Records with interface code
++++++++
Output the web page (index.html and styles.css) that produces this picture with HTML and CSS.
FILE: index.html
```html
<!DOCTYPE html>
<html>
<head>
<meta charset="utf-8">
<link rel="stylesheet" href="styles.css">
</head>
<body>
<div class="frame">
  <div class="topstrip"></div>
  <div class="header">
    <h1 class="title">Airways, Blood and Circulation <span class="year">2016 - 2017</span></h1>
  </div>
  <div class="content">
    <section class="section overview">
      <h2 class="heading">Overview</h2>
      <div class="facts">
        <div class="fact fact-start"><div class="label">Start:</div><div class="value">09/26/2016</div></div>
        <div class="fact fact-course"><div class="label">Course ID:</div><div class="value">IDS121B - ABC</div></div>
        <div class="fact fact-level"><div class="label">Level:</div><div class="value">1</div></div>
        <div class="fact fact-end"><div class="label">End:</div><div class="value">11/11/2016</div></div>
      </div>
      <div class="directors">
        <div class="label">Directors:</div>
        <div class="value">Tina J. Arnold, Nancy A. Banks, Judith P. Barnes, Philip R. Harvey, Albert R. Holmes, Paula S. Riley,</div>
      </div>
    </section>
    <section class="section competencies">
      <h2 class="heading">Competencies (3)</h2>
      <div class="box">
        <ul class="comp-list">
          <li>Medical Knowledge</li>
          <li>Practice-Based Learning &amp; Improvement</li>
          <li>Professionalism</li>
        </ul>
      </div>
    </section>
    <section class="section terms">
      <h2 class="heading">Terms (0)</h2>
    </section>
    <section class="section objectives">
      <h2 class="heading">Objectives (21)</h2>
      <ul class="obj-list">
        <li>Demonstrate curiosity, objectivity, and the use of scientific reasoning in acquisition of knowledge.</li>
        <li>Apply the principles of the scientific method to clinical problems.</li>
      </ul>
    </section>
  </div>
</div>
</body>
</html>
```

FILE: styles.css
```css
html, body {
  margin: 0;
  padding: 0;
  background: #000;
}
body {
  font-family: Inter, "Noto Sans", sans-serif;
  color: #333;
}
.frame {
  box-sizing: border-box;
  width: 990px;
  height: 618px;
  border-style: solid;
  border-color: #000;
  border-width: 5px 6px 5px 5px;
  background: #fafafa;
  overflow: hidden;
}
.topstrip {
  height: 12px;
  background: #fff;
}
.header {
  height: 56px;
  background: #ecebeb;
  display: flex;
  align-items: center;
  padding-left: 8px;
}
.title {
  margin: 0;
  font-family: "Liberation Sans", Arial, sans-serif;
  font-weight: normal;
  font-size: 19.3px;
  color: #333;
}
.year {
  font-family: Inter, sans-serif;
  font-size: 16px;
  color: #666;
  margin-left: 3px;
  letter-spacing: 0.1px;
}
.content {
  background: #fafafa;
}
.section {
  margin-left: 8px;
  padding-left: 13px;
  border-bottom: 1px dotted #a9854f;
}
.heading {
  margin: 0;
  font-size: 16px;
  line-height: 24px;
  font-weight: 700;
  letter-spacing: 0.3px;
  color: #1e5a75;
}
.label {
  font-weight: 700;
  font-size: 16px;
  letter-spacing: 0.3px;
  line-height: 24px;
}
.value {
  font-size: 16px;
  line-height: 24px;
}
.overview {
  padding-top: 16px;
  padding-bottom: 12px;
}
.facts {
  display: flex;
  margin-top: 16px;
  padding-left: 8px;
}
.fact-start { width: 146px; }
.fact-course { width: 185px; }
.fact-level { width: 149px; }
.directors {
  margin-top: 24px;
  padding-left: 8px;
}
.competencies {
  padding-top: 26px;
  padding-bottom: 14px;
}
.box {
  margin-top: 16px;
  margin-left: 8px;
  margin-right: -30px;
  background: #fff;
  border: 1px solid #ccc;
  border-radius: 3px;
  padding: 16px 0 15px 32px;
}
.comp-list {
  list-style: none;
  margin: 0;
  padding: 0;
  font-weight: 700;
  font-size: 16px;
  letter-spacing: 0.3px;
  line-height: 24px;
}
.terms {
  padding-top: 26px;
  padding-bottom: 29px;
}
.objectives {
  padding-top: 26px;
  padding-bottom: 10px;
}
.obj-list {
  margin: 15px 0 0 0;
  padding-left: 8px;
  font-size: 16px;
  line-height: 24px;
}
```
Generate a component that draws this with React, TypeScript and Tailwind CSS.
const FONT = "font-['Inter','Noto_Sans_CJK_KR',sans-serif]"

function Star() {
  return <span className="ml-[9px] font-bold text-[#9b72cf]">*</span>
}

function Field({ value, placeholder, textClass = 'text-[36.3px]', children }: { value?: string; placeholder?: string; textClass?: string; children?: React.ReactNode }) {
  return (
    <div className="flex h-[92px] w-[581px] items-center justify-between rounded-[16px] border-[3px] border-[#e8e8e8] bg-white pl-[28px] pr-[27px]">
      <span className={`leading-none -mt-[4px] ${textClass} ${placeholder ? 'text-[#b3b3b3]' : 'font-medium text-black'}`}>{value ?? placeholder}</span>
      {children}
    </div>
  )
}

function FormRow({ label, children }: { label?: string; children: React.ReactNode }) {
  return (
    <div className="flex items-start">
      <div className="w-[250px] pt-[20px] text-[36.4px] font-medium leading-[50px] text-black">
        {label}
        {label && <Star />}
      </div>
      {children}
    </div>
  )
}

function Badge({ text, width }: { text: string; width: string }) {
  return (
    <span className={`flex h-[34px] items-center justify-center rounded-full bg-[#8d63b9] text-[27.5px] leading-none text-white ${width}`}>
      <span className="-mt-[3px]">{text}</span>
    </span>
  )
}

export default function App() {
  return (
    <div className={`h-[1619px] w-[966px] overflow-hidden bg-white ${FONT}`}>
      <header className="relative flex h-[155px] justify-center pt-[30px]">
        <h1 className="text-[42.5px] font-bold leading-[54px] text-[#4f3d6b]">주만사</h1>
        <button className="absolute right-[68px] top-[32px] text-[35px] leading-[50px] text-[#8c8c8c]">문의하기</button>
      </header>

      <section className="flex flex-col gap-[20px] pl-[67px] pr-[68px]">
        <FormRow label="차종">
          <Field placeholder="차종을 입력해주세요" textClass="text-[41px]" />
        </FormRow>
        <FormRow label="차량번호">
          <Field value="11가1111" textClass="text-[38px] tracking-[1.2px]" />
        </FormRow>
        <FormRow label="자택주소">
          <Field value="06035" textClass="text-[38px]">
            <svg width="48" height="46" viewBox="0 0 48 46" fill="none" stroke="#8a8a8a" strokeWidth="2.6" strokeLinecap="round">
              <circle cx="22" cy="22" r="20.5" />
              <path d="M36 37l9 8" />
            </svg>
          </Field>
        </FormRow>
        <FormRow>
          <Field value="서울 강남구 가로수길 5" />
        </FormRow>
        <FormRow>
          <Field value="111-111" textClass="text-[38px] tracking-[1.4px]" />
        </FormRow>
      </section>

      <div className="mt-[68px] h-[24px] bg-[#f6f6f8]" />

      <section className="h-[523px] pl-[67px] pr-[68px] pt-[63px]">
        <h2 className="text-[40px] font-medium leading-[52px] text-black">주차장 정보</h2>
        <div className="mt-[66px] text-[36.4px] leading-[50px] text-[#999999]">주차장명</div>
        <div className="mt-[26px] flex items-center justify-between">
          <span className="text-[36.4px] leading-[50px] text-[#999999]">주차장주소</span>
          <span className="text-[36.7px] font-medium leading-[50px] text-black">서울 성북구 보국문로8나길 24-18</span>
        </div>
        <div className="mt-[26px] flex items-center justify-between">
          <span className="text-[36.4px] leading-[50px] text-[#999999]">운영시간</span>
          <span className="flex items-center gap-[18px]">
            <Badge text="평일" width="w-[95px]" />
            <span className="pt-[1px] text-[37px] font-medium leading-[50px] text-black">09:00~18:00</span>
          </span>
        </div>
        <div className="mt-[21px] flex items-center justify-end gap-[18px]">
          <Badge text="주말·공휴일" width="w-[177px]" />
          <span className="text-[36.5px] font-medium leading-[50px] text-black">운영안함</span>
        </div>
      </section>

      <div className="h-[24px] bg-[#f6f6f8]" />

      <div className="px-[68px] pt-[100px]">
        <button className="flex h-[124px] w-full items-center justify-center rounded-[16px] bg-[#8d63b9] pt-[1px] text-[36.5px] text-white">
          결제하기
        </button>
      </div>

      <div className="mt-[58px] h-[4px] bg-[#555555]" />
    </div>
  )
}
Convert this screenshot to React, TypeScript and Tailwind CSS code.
++++++++
• **Goal**: Each line that has the word "Tailwind" should be copied.

• **Task solution**:
Generate a component that draws this with React, TypeScript and Tailwind CSS.
Convert this screenshot to React, TypeScript and Tailwind CSS code.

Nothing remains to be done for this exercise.